Here is the result. The following percentage in the lists indicates how long does ChannelInputStream take in an execution.

• No buffer, 96%
• BufferedInputStream, 8k buffer, 94.6% (actually no cache is used)
• BufferedInputStream, 8k + 1 buffer, 59.38% (wastes on fseek, fstat, memcpy)
• BufferedInputStream, 16k and more buffer, 85.86% (wastes on memcpy)
• Okio, 8k buffer, 84% (wastes on segment maintenance)

As seen above, no buffer is the best for simple and continuous transmission.

It is relatively imperative to profilie use cases before introducing a framework.

Search on StackOverflow, the only use case for BufferedInputStream is writing codec and parser while reading byte by byte. But if someone has the skill to write a parser, I believe he can also complete a more complicated buffering mechanism ranther than a simple array.

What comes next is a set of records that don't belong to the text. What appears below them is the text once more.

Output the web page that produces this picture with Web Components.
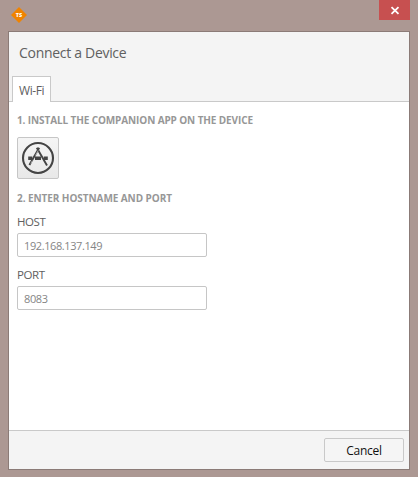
<!DOCTYPE html>
<html lang="en">
<head>
<meta charset="utf-8">
<title>Connect a Device</title>
<style>
html, body { margin: 0; height: 100%; overflow: hidden; }
body { font-family: "Open Sans", "Noto Sans", sans-serif; color: #606060; }
</style>
</head>
<body>
<app-window>
  <dialog-header slot="header" heading="Connect a Device" tab="Wi-Fi"></dialog-header>
  <section-title>1. INSTALL THE COMPANION APP ON THE DEVICE</section-title>
  <store-button></store-button>
  <section-title style="--ls:-0.07px;margin-bottom:7px">2. ENTER HOSTNAME AND PORT</section-title>
  <text-field label="HOST" value="192.168.137.149"></text-field>
  <text-field label="PORT" value="8083"></text-field>
  <push-button slot="footer">Cancel</push-button>
</app-window>
<script>
const define = (name, render) => customElements.define(name, class extends HTMLElement {
  connectedCallback() {
    if (!this.shadowRoot) this.attachShadow({ mode: "open" }).innerHTML = render(this);
  }
});

define("app-window", () => `<style>
:host { display: flex; flex-direction: column; box-sizing: border-box; width: 418px; height: 477px; padding: 0 8px 7px; background: #ac9893; }
.bar { display: flex; justify-content: space-between; height: 31px; flex: none; }
.logo { margin: 7px 0 0 3px; width: 16px; height: 16px; display: block; }
.close { width: 31px; height: 20px; background: #c75050; display: block; }
.client { flex: 1; display: flex; flex-direction: column; border: 1px solid #8b7b77; background: #fff; min-height: 0; }
main { flex: 1; padding: 10px 8px 0; }
footer { box-sizing: border-box; height: 39px; border-top: 1px solid #c9c9c9; background: #f4f4f4; padding: 7px 5px 0 0; display: flex; justify-content: flex-end; align-items: flex-start; }
</style>
<div class="bar">
  <svg class="logo" viewBox="0 0 16 16"><path d="M8 0 16 8 8 16 0 8Z" fill="#f08300"/><text x="8" y="10" text-anchor="middle" font-family="Open Sans" font-size="5.5" font-weight="800" fill="#fff">TS</text></svg>
  <svg class="close" viewBox="0 0 31 20"><path d="M12.5 7.2 19.5 13.8M19.5 7.2 12.5 13.8" stroke="#fff" stroke-width="1.8"/></svg>
</div>
<div class="client"><slot name="header"></slot><main><slot></slot></main><footer><slot name="footer"></slot></footer></div>`);

define("dialog-header", el => `<style>
:host { display: flex; flex-direction: column; justify-content: space-between; box-sizing: border-box; height: 70px; background: #f4f4f4; border-bottom: 1px solid #c9c9c9; }
.h { font-size: 14px; line-height: 20px; margin: 11px 0 0 10px; letter-spacing: -0.3px; white-space: nowrap; }
.tab { box-sizing: border-box; width: 39px; height: 26px; margin: 0 0 -1px 3px; border: 1px solid #c9c9c9; border-bottom: 0; background: #fff; font-size: 12px; line-height: 27px; padding-left: 6px; letter-spacing: -0.4px; white-space: nowrap; }
</style><div class="h">${el.getAttribute("heading")}</div><div class="tab">${el.getAttribute("tab")}</div>`);

define("section-title", () => `<style>
:host { display: block; height: 16px; line-height: 16px; font-size: 10px; font-weight: 700; color: #979797; letter-spacing: var(--ls, -0.11px); white-space: nowrap; }
</style><slot></slot>`);

define("store-button", () => `<style>
:host { display: flex; align-items: center; justify-content: center; box-sizing: border-box; width: 42px; height: 42px; margin: 9px 0 11px; border: 1px solid #c6c6c6; border-radius: 2px; background: linear-gradient(#f5f5f5, #e8e8e8); }
svg { width: 34px; height: 34px; }
</style><svg viewBox="0 0 34 34" fill="none" stroke="#444">
<circle cx="17" cy="17" r="15" stroke-width="2.1"/>
<path d="M7.2 17.3H11.3M14 17.3H20M22.8 17.3H26.8" stroke-width="3.4"/>
<path d="M18.2 6.8 8.4 24M15.8 6.8 26 24.5" stroke-width="1.9"/>
<path d="M17.2 9.5 14.5 14.5M9.8 22.5 11.4 19.7" stroke="#eee" stroke-width=".6"/>
</svg>`);

define("text-field", el => `<style>
:host { display: block; width: 190px; margin-bottom: 9px; }
label { display: block; font-size: 11.5px; line-height: 18px; height: 20px; letter-spacing: -0.4px; }
.box { box-sizing: border-box; height: 24px; border: 1px solid #c6c6c6; border-radius: 2px; padding-left: 6px; font-size: 11px; line-height: 23px; letter-spacing: -0.4px; color: #858585; background: #fff; }
</style><label>${el.getAttribute("label")}</label><div class="box">${el.getAttribute("value")}</div>`);

define("push-button", () => `<style>
:host { display: block; box-sizing: border-box; width: 80px; height: 24px; border: 1px solid #c9c9c9; border-radius: 2px; background: #f5f5f5; text-align: center; font-size: 12px; line-height: 24px; letter-spacing: -0.25px; color: #111; }
</style><slot></slot>`);
</script>
</body>
</html>
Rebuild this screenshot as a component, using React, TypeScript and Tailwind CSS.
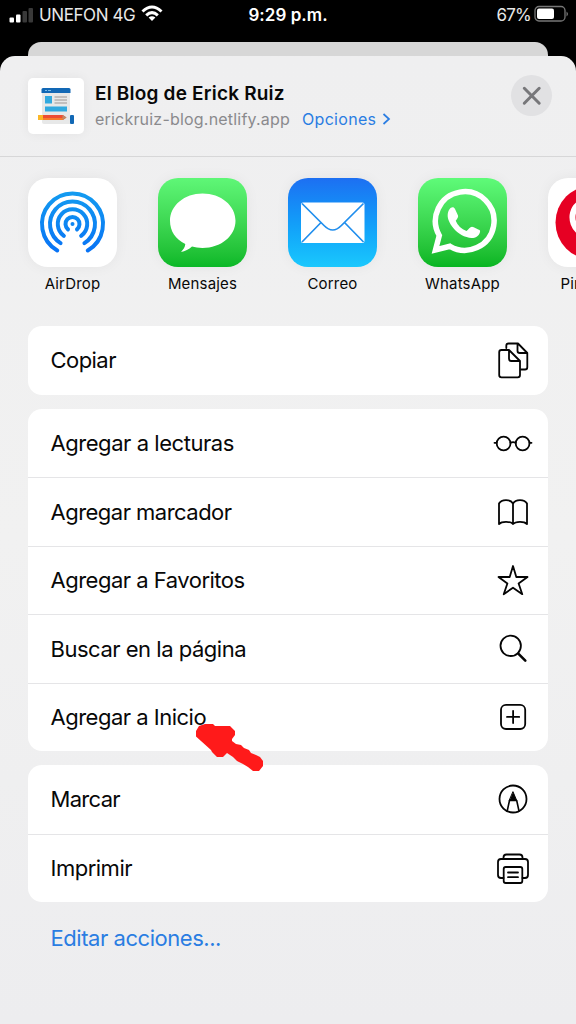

Here are some real use cases in famous projects

• Okhttp, a popular HTTP written in Java, uses Okio internally.
• Grasscutter, a game server, uses KcpChannel and io.netty.buffer internally.
• opentelemetry-java, a java metric client, uses Protobuf and manages flushing and buffering by itself.
• Apache mina, a java SSH implementation, implements pointers and arrays by itself.

Appendix

Timeout

Timeout can be implemented by

• checking with throwIfReached in each while loop in Okio
• Guava’s SimpleTimerTask through Future.get()
• Synchronized code fragment with object.wait().

Zero-Copy

• If you want to reduce memcpy and context switch overhead, some low-level skills such as Java NIO or MMAP will be required.
• If you need zero-copy at the CPU level, RoCE Ethernet cards over RDMA will be required for network offloads.